Criticism was also directed at Evans for frequently drawing on events from his personal life. Majority of the guests were also friends of Evans, with the first being his ex-wife Billie Piper which further supported claims over Evans's self-indulgence. In one memorable incident, during the second episode, Evans held up a sign asking celebrity guests to call in, admitting on air that they hadn't booked anyone, which many critics viewed as a desperate move.

==Cancellation==
The series was cancelled after just five episodes, with another series planned depending on its reception. At first, the debut show began with 5 million viewers at 10:30 pm, but by the end of the 45-minute runtime, the audience had halved to 2.5 million, fewer than the 3.3 million watching Notting Hill on Channel 4 between 11 pm and 11:15 pm. Due to the heavy drop in ratings during the progress of each show (the second started with 5 million which it inherited from I'm a Celebrity...Get Me Out of Here!, but ended up with a loss from the first show of 700,000 by 11:15 pm) and falling ratings week-by-week, OFI Sunday was axed by ITV resulting in a second series never being made.

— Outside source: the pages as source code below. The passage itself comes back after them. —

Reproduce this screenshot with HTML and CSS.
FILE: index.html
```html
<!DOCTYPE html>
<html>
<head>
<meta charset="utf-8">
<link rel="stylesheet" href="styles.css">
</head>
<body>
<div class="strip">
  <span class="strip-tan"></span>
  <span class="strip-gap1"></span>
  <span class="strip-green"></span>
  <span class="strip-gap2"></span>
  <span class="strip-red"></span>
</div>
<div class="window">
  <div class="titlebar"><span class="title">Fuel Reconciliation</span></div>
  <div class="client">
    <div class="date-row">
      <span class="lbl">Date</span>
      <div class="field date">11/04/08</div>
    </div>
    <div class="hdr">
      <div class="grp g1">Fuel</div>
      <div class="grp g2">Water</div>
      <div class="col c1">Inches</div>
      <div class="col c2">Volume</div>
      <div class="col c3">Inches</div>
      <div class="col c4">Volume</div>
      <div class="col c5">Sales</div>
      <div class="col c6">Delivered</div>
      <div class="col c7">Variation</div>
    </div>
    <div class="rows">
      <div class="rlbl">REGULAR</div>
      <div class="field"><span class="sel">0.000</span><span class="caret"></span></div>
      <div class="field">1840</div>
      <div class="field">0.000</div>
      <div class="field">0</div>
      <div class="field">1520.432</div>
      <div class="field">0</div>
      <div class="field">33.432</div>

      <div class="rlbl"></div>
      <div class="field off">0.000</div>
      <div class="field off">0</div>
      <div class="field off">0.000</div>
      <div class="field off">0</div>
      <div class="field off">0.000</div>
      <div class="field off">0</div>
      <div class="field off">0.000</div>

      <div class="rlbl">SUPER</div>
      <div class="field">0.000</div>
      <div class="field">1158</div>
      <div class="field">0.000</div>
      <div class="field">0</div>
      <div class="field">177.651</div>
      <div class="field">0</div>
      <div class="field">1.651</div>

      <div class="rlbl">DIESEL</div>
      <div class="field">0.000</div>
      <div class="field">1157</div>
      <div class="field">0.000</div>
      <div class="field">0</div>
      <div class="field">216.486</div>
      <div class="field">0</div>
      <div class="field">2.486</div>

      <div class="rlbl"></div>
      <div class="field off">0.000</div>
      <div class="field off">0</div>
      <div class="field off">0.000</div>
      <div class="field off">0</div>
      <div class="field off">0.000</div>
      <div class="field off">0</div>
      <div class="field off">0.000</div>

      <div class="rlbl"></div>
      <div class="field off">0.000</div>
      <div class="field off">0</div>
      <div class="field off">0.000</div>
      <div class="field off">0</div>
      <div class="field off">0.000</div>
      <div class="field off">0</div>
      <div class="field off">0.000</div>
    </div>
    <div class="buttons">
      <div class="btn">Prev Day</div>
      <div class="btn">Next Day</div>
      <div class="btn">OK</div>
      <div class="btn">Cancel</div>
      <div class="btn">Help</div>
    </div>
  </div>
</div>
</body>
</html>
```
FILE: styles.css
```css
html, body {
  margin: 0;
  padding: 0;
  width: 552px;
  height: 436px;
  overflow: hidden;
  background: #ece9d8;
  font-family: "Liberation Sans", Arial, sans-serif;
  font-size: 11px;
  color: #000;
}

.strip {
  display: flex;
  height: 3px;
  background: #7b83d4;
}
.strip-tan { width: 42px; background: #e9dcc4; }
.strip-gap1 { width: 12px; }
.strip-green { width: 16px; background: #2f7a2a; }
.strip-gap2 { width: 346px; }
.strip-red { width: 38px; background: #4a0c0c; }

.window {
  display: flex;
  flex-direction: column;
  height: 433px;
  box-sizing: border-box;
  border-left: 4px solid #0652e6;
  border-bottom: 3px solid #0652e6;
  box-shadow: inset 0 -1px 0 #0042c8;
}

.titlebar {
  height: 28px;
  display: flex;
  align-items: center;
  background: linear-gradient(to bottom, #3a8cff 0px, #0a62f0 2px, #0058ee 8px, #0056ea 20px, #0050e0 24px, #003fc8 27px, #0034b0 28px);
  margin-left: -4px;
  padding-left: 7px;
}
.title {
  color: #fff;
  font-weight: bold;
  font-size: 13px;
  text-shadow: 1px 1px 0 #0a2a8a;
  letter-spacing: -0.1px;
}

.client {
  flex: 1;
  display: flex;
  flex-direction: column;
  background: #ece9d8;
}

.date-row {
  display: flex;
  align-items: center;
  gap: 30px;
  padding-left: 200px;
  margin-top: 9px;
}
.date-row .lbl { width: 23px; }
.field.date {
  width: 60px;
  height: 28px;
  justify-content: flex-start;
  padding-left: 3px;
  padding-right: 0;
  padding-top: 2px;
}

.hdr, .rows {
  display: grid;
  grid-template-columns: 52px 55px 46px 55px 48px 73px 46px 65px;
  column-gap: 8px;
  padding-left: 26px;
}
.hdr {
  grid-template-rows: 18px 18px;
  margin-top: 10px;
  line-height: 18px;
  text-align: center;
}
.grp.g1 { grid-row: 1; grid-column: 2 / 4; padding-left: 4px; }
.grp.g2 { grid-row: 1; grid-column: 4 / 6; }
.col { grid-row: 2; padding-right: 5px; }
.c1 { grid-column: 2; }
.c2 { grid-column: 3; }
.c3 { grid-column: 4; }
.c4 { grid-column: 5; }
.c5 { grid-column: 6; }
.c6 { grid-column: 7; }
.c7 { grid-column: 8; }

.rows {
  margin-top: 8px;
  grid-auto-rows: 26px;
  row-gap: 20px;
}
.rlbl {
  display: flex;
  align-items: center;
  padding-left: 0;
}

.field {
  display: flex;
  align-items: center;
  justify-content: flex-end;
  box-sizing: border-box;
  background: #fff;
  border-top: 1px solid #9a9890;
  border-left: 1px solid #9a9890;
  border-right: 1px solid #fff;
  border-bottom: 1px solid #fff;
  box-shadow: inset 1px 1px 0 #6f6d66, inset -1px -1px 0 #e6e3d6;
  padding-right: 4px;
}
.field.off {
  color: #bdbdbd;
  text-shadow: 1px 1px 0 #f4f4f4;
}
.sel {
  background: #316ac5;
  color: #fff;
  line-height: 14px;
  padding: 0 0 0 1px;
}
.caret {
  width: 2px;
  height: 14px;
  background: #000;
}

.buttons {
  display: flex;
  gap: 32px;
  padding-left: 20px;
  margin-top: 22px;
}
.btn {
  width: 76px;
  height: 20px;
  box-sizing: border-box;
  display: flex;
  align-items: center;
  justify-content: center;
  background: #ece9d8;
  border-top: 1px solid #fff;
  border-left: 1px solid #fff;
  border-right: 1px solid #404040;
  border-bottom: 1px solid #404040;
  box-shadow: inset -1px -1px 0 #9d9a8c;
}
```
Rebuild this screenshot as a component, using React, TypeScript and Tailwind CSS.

It also never ranked in the ITV top 30 weekly BARB ratings and was another flop for UMTV.

The sixth show was shown on 30 December 2005 which was on a Friday (as explained by Evans on the fifth show) and does not appear on "OFI Sunday" episode lists on various websites. Guests for this edition included Will Young, Katie Melua and Ulrika Jonsson. Originally, there were plans to feature a tribute band who were chosen by Evans as the best in the country to appear on this edition, but this segment was scrapped by UMTV following the two unaired pilot episodes of the main series filmed in early November.

The first pilot episode was filmed on 6 November 2005 at ITV London Studios, with Jodie Kidd as the main guest and three U2 tribute bands: Us4//U2, Achtung Baby and Unforgettable Fire. The studio audience were in 70s-themed fancy dress. Each tribute band played 90 seconds of a U2 song. Us4//U2 played "Beautiful Day", Achtung Baby played "Vertigo" and Unforgettable Fire played "New Year's Day". The idea was that after all three bands had played their songs the audience would clap for each band in turn and a mannequin dummy dressed as a rock guitarist in a black wig would register the claps on its clapometer guitar fretboard. Us4//U2 were the winners of this pilot episode.

The 27 November show was due to feature Oasis tribute bands but the idea was ultimately scrapped. Footage profiling these tribute act was filmed on 8 November 2005 but never aired. Other tribute acts would have seen Robbie Williams being paid homage to. The winner would have played at Evans's end of year party, with the acts playing into the commercial breaks. The second unaired pilot episode featured the same three Oasis tribute acts as those that would have been on 27 November show. Writer Allan Pease was interviewed for one of the pilots episodes.

==Guest stars==
- 20 November 2005 – Billie Piper
- 27 November 2005 – James Nesbitt
- 4 December 2005 – Zöe Lucker and McFly
- 11 December 2005 – Bradley Walsh and Sharleen Spiteri
- 18 December 2005 – Robbie Williams
- 30 December 2005 (only episode to be aired on a Friday) – Will Young, Katie Melua and Ulrika Jonsson

==Features==
- Secret Photo – Evans takes a photo of something before the show then shows it to the guest. He then doesn't tell anyone else what the photo was about and destroys the photo.
- Glad or sad – Audience members and the guest decide whether they are "glad" or "sad" about something in this week's news.
- Mine or not mine? – A viewer or audience member guesses if something belongs to Evans or someone else. If they are right they win a gadget.
- Gadgets and gizmos – Evans and co-presenter Tom show some gadgets and gizmos that the audience and viewers can win. Tom also rates the gadgets points out of 10.
- Laid Up – (only in the first episode) Three "laid up" contestants compete to win a classic car.
- Look-a-bit-likely – In the fifth episode Robbie Williams decides if people look a bit like famous celebrities.

==Co-presenters==
- Tom – Ex-navy officer (submariner) who presents and rates the gadgets and gizmos.
- Hiten – Chris' real life assistant for the show for the first two shows, but from the third episode would spin the caller/audience wheel for Mine or Not Mine in a wig.